Friday, July 21, 2006

Faith and Knowledge

The Catholic Church has long taught the importance of the unity of faith and reason. I think for practical application of this concept in educating our children, there is an important distinction to keep in mind: a certain amount of knowledge is important for salvation, but knowledge does not guarantee virtue.

Pope St. Piux X explains the importance of knowledge in this quote from Acerbo Nimis (his encyclical on Teaching Christian Doctrine - written in 1905):

5. We by no means wish to conclude that a perverse will and unbridled conduct may not be joined with a knowledge of religion. Would to God that facts did not too abundantly prove the contrary! But we do maintain that the will cannot be upright nor the conduct good when the mind is shrouded in the darkness of crass ignorance. A man who walks with open eyes may, indeed, turn aside from the right path, but a blind man is in much more imminent danger of wandering away.
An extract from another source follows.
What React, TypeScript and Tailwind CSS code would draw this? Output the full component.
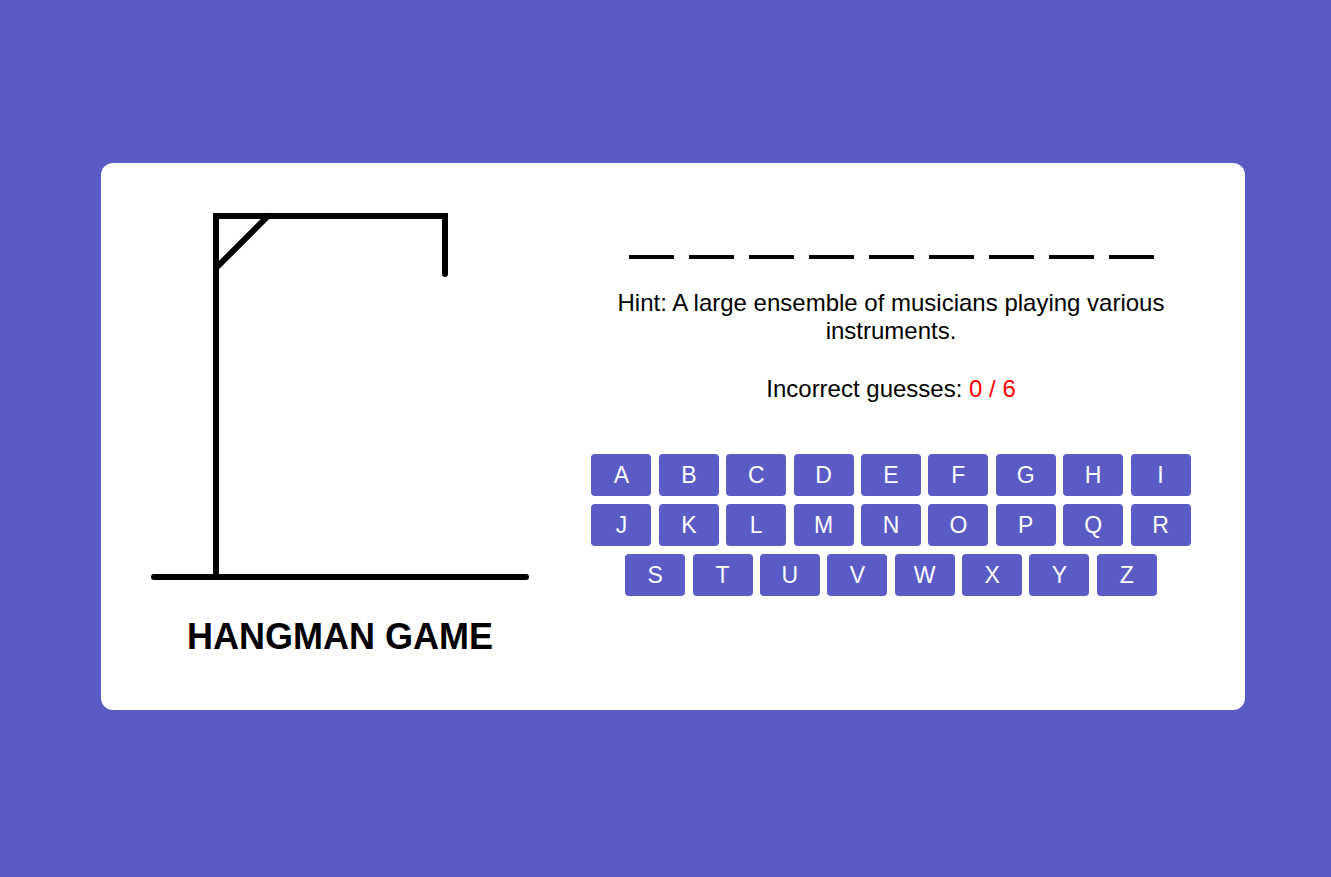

Furthermore, there is always some hope for a reform of perverse conduct so long as the light of faith is not entirely extinguished; but if lack of faith is added to depraved morality because of ignorance, the evil hardly admits of remedy, and the road to ruin lies open.
It is helpful to remember that we are educating the "whole child"; especially significant are the intellect, conscience, will, memory and imagination. The teachings of the Church on this are beautiful and very helpful on a practical level. Over the next few weeks I'd like to spend some time considering each of these faculties of the soul and discussing practical (and spiritual) implications of each.